NARRAZIONE LEGHISTA, contronarrazione democratica. Ciascuno cerca di mobilitare i suoi. In meno di cento metri, due Italie a confronto. Quella che osanna la giustizia fai da te, quella dell’antipopulismo e della solidarietà. Alla fine del comizio delle destre un ’banco’ di sardine riesce ad arrivare sotto il palco e cantare «Bella ciao».
OGGI PERÒ LE SARDINE NON si faranno il bagno al Papeete.
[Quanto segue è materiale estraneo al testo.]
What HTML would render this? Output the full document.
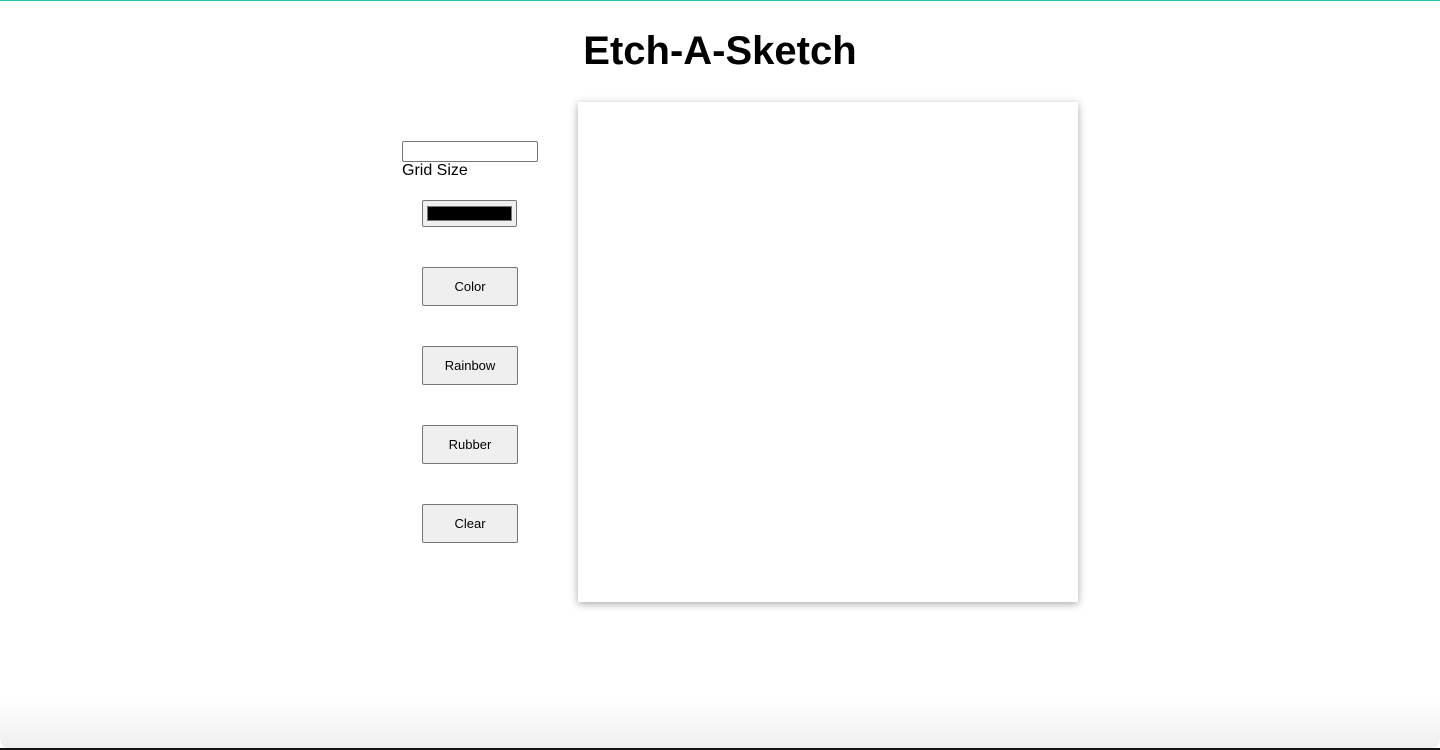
<!DOCTYPE html>
<html><head><style>
html,body{margin:0;padding:0;width:1440px;height:750px;overflow:hidden;background:#fff;font-family:"Liberation Sans",sans-serif;}
.top{position:absolute;left:0;top:0;width:1440px;height:1px;background:#1cc8a8;}
.bot{position:absolute;left:0;top:700px;width:1440px;height:50px;background:linear-gradient(#fff,#eee);border-radius:0 0 12px 12px;}
.botl{position:absolute;left:0;top:748px;width:1440px;height:2px;background:#111;}
h1{position:absolute;left:0;width:1440px;top:29px;margin:0;text-align:center;font-size:40px;font-weight:bold;}
.inp{position:absolute;left:402px;top:141px;width:136px;height:21px;border:1px solid #767676;border-radius:2px;box-sizing:border-box;}
.lbl{position:absolute;left:402px;top:162px;font-size:16px;}
.clr{position:absolute;left:422px;top:200px;width:95px;height:27px;box-sizing:border-box;border:1px solid #767676;border-radius:2px;background:#efefef;}
.clr div{position:absolute;left:4px;top:5px;right:4px;bottom:5px;background:#000;border:1px solid #777;}
.btn{position:absolute;left:422px;width:96px;height:39px;box-sizing:border-box;border:1px solid #767676;border-radius:2px;background:#efefef;font-size:13px;text-align:center;line-height:37px;}
.pad{position:absolute;left:578px;top:102px;width:500px;height:500px;background:#fff;box-shadow:0 2px 8px rgba(0,0,0,.35);}
</style></head><body>
<div class="top"></div>
<h1>Etch-A-Sketch</h1>
<div class="inp"></div>
<div class="lbl">Grid Size</div>
<div class="clr"><div></div></div>
<div class="btn" style="top:267px">Color</div>
<div class="btn" style="top:346px">Rainbow</div>
<div class="btn" style="top:425px">Rubber</div>
<div class="btn" style="top:504px">Clear</div>
<div class="pad"></div>
<div class="bot"></div>
<div class="botl"></div>
</body></html>
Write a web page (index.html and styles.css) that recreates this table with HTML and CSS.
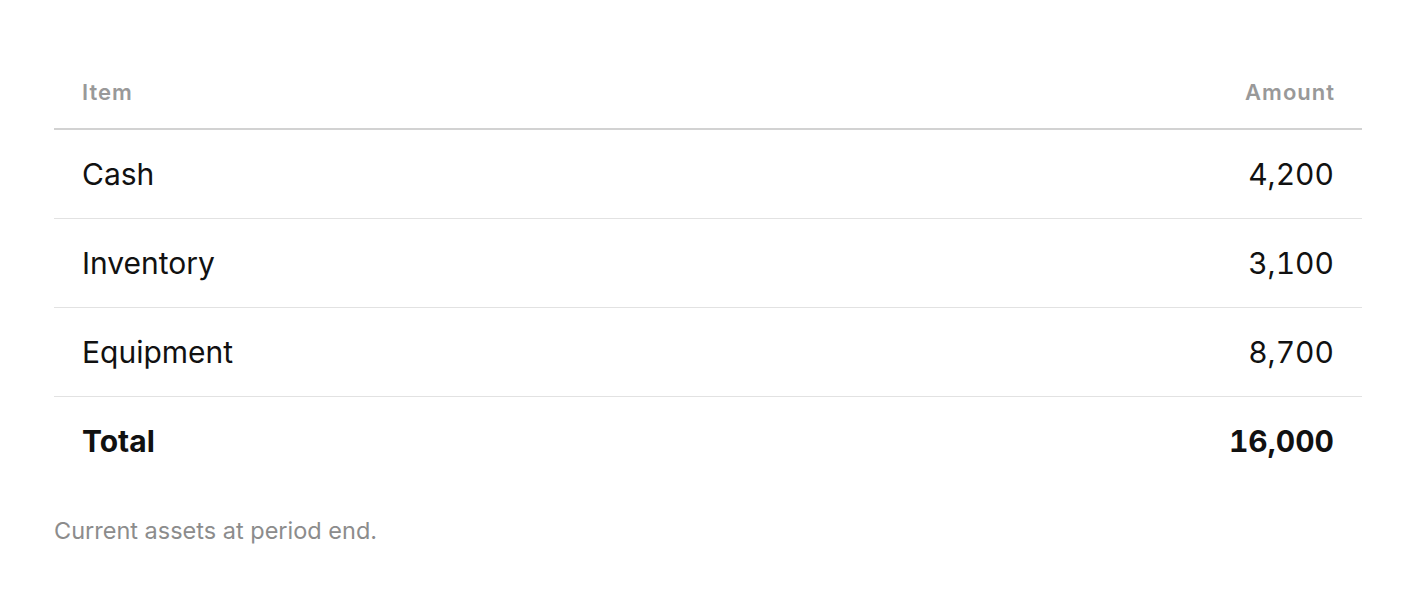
FILE: index.html
```html
<!DOCTYPE html>
<html lang="en">
<head>
    <meta charset="UTF-8">
    <meta name="viewport" content="width=device-width, initial-scale=1.0">
    <title>Current Assets</title>
    <link rel="stylesheet" href="styles.css">
</head>
<body>
    <table class="assets">
        <thead>
            <tr>
                <th>Item</th>
                <th class="num">Amount</th>
            </tr>
        </thead>
        <tbody>
            <tr>
                <td>Cash</td>
                <td class="num">4,200</td>
            </tr>
            <tr>
                <td>Inventory</td>
                <td class="num">3,100</td>
            </tr>
            <tr>
                <td>Equipment</td>
                <td class="num">8,700</td>
            </tr>
        </tbody>
        <tfoot>
            <tr>
                <td>Total</td>
                <td class="num">16,000</td>
            </tr>
        </tfoot>
    </table>

    <p class="caption">Current assets at period end.</p>
</body>
</html>
```

FILE: styles.css
```css
* {
    margin: 0;
    padding: 0;
    box-sizing: border-box;
}

body {
    background-color: #ffffff;
    color: #111111;
    font-family: 'Inter', 'Noto Sans', sans-serif;
    padding: 79px 54px 40px;
}

.assets {
    width: 100%;
    border-collapse: collapse;
}

.assets th {
    text-align: left;
    font-size: 22px;
    font-weight: 600;
    line-height: 26px;
    letter-spacing: 1px;
    color: #999999;
    padding: 0 28px 23px;
    border-bottom: 2px solid #d2d2d2;
}

.assets th.num {
    padding-right: 27px;
}

.assets td {
    font-size: 30px;
    line-height: 36px;
    padding: 26px 28px;
}

.assets tbody tr {
    border-bottom: 1px solid #e2e2e2;
}

.assets tfoot td {
    font-weight: 700;
}

.assets .num {
    text-align: right;
    font-variant-numeric: tabular-nums;
}

.caption {
    margin-top: 32px;
    font-size: 23.5px;
    line-height: 28px;
    color: #8c8c8c;
}
```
La questura ha detto no. «Non siamo autorizzati a fare il bagno davanti al Papeete perché rientra nei termini di un comizio di propaganda elettorale diretta o indiretta», spiega su facebook il portavoce Mattia Santori: «Dopo che ci è stata tolta la piazza di Bibbiano, perché non eravamo considerati un partito, oggi scopriamo che invece non è così: ogni tanto siamo considerati un partito. Non cambia nulla ma ci dispiace. Il pranzo resta confermato».